• DATA PROVIDED:
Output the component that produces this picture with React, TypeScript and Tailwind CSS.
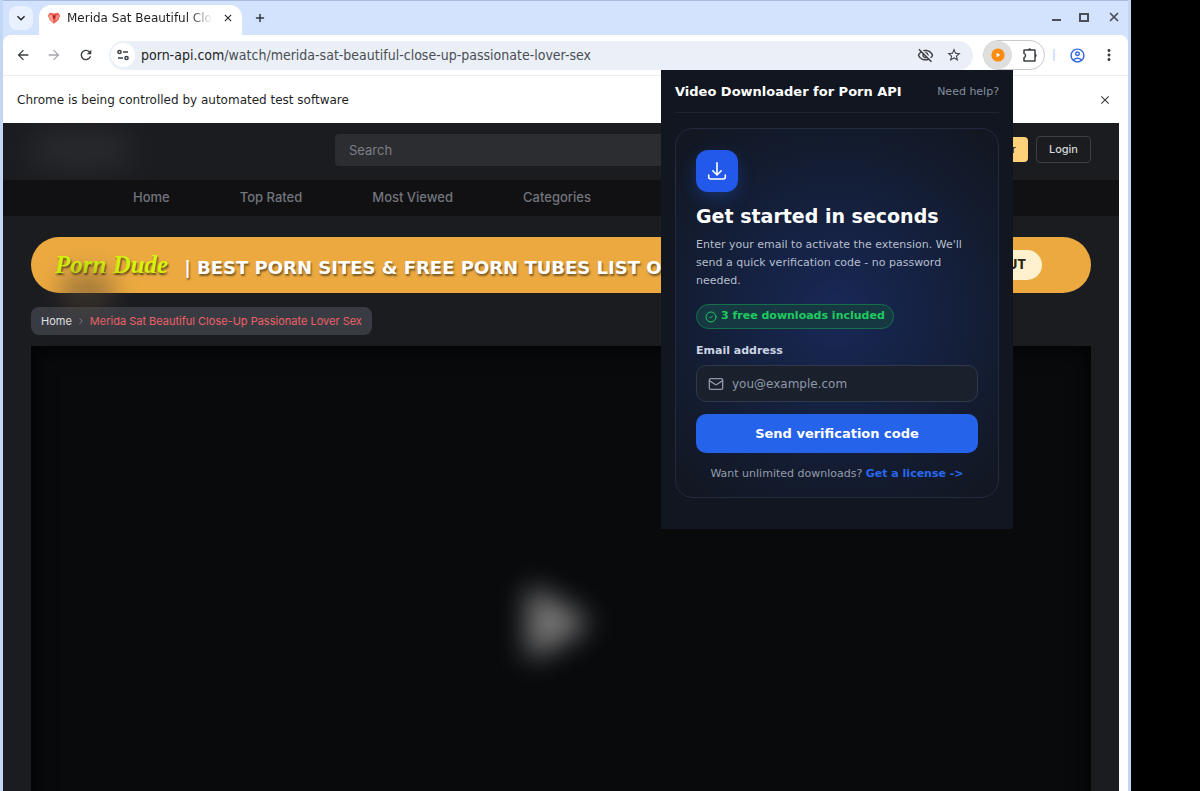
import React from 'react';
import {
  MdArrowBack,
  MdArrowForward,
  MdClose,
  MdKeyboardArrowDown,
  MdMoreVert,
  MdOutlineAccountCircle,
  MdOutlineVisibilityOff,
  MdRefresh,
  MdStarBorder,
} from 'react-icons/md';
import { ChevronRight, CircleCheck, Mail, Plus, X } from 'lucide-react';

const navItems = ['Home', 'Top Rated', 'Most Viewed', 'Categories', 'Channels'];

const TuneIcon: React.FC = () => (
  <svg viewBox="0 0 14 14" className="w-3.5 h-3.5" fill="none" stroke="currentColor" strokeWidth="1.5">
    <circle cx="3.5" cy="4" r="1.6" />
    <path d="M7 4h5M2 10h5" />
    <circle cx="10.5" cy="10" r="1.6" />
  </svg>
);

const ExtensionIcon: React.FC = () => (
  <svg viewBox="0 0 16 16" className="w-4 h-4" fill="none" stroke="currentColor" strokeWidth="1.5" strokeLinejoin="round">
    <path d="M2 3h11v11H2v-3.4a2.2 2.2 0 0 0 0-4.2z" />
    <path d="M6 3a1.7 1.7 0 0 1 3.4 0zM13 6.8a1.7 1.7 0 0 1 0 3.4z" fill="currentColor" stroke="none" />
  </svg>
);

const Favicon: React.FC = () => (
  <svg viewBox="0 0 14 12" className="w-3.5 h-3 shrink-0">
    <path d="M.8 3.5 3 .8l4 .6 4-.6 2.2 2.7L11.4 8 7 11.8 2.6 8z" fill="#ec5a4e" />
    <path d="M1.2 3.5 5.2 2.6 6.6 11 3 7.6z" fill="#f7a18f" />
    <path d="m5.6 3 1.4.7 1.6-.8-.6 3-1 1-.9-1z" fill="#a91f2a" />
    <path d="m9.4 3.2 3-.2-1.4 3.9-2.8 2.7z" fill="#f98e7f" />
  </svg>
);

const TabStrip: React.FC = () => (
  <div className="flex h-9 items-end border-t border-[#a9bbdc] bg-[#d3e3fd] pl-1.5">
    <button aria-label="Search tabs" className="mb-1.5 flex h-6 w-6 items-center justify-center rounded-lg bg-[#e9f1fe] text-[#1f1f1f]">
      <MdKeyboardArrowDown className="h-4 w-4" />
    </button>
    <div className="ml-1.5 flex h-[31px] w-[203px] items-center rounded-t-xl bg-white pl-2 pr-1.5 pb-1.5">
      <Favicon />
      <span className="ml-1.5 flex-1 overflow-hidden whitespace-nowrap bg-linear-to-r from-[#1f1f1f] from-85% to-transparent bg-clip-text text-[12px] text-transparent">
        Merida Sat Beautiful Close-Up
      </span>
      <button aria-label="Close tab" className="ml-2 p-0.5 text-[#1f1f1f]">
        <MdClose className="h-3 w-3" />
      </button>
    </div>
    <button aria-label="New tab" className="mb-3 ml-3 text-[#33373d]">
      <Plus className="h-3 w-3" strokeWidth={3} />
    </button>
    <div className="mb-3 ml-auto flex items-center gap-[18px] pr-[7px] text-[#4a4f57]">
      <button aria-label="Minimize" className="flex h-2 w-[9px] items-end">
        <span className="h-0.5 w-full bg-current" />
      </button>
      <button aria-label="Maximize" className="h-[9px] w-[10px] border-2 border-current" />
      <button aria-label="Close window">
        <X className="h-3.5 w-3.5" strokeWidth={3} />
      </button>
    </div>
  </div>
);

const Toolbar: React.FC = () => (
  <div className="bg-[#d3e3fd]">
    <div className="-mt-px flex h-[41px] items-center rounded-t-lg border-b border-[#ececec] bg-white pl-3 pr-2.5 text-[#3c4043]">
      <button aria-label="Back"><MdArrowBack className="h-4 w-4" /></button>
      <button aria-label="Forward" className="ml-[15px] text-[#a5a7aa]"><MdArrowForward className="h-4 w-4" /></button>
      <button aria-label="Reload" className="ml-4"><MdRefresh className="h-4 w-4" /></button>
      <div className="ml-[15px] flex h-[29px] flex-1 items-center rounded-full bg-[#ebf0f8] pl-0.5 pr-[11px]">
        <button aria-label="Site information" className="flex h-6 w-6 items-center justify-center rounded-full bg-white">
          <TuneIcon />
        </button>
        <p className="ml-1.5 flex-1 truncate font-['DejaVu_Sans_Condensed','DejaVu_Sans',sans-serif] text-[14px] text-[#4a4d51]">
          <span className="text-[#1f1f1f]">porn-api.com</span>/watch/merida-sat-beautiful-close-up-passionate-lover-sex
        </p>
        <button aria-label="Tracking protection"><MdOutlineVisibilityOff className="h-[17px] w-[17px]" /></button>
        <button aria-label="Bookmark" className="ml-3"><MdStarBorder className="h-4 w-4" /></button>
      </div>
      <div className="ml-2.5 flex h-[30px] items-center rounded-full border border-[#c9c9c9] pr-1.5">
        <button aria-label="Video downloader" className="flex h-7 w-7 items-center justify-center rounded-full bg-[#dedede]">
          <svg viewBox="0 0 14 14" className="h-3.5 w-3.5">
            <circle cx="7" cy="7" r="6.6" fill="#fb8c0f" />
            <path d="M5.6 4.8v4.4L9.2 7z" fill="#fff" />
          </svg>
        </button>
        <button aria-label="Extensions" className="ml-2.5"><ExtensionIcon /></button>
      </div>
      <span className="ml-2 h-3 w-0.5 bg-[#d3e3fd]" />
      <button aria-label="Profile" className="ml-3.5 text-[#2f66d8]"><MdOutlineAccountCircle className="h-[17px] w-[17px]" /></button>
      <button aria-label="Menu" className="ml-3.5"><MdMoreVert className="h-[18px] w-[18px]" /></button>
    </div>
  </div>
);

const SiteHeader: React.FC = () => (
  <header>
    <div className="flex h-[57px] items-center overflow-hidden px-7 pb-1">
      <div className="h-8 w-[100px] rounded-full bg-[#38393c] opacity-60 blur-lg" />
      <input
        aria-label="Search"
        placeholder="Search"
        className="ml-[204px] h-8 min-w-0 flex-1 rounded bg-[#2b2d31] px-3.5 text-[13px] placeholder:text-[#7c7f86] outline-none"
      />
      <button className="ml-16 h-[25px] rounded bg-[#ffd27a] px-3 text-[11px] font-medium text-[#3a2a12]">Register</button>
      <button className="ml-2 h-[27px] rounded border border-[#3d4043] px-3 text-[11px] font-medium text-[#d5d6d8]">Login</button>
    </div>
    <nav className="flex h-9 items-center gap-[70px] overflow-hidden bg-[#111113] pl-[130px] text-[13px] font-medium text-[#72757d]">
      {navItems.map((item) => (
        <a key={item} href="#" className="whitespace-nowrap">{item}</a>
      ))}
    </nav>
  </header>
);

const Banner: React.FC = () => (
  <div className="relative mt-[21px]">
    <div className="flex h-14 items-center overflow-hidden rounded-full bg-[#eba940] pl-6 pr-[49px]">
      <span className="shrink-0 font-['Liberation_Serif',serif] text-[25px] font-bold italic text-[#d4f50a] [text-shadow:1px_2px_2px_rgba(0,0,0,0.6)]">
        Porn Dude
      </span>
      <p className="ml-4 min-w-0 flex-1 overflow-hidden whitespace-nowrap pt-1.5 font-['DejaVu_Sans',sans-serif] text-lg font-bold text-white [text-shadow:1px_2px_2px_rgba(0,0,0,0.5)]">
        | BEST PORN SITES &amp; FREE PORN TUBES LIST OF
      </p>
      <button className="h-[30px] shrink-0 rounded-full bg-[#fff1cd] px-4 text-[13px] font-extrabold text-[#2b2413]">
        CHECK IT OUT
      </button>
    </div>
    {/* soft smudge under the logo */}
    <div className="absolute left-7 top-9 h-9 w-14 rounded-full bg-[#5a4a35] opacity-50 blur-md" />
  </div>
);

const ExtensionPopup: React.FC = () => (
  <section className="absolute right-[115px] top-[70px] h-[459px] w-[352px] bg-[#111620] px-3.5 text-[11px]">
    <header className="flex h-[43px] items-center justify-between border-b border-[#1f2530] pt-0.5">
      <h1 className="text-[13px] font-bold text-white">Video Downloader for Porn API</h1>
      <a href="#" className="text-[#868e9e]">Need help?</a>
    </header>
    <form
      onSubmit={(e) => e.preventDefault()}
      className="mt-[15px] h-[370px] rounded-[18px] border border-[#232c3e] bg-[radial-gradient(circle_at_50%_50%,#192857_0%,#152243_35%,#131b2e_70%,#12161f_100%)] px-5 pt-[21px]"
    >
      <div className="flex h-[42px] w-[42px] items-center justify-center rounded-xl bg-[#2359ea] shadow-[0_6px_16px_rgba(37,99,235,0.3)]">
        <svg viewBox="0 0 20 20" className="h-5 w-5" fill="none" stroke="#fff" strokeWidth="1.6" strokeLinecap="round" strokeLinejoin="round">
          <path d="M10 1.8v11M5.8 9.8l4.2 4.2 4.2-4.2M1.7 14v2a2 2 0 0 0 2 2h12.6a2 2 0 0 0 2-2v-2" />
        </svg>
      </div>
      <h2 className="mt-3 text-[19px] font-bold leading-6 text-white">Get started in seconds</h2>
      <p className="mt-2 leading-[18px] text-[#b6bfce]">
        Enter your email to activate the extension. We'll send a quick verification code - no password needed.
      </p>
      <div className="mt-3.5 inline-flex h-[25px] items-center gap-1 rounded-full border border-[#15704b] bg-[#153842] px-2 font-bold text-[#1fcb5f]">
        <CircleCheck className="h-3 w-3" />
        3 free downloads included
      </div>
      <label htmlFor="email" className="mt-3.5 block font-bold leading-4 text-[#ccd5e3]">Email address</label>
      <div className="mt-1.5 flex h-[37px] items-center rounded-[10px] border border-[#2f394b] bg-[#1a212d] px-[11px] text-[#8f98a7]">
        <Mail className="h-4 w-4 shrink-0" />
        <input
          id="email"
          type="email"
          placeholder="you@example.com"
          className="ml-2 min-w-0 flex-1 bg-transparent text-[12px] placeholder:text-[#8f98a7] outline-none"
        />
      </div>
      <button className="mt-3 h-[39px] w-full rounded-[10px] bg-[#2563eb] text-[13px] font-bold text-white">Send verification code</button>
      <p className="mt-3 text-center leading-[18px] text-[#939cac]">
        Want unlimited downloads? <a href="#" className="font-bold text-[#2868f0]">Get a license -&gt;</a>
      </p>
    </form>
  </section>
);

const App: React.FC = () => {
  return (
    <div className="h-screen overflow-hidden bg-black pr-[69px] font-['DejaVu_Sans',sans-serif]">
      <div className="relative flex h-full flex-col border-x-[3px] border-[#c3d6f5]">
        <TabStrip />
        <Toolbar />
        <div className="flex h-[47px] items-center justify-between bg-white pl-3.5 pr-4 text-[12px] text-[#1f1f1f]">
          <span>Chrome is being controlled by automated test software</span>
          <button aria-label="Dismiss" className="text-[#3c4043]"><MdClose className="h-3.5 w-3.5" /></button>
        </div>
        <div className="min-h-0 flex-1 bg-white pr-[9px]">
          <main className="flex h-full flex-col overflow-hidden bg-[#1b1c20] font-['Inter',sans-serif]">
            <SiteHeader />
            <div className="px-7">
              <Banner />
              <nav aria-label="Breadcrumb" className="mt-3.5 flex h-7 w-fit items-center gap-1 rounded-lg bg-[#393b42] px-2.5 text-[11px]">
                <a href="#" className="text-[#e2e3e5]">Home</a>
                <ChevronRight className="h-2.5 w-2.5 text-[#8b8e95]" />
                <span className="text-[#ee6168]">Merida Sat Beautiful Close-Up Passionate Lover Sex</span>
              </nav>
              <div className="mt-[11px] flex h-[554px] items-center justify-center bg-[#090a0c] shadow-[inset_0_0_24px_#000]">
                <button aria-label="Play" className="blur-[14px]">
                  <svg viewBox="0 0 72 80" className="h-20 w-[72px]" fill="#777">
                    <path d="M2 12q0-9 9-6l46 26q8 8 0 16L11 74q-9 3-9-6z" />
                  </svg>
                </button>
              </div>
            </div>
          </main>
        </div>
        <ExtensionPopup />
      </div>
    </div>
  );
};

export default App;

• EXERCISE OBJECTIVE: From the first line above down to the line with "const navItems = ['Home', 'Top", reproduce every line and no others, omitting pictures.

• WRITTEN SOLUTION:
Output the component that produces this picture with React, TypeScript and Tailwind CSS.
import React from 'react';
import {
  MdArrowBack,
  MdArrowForward,
  MdClose,
  MdKeyboardArrowDown,
  MdMoreVert,
  MdOutlineAccountCircle,
  MdOutlineVisibilityOff,
  MdRefresh,
  MdStarBorder,
} from 'react-icons/md';
import { ChevronRight, CircleCheck, Mail, Plus, X } from 'lucide-react';

const navItems = ['Home', 'Top Rated', 'Most Viewed', 'Categories', 'Channels'];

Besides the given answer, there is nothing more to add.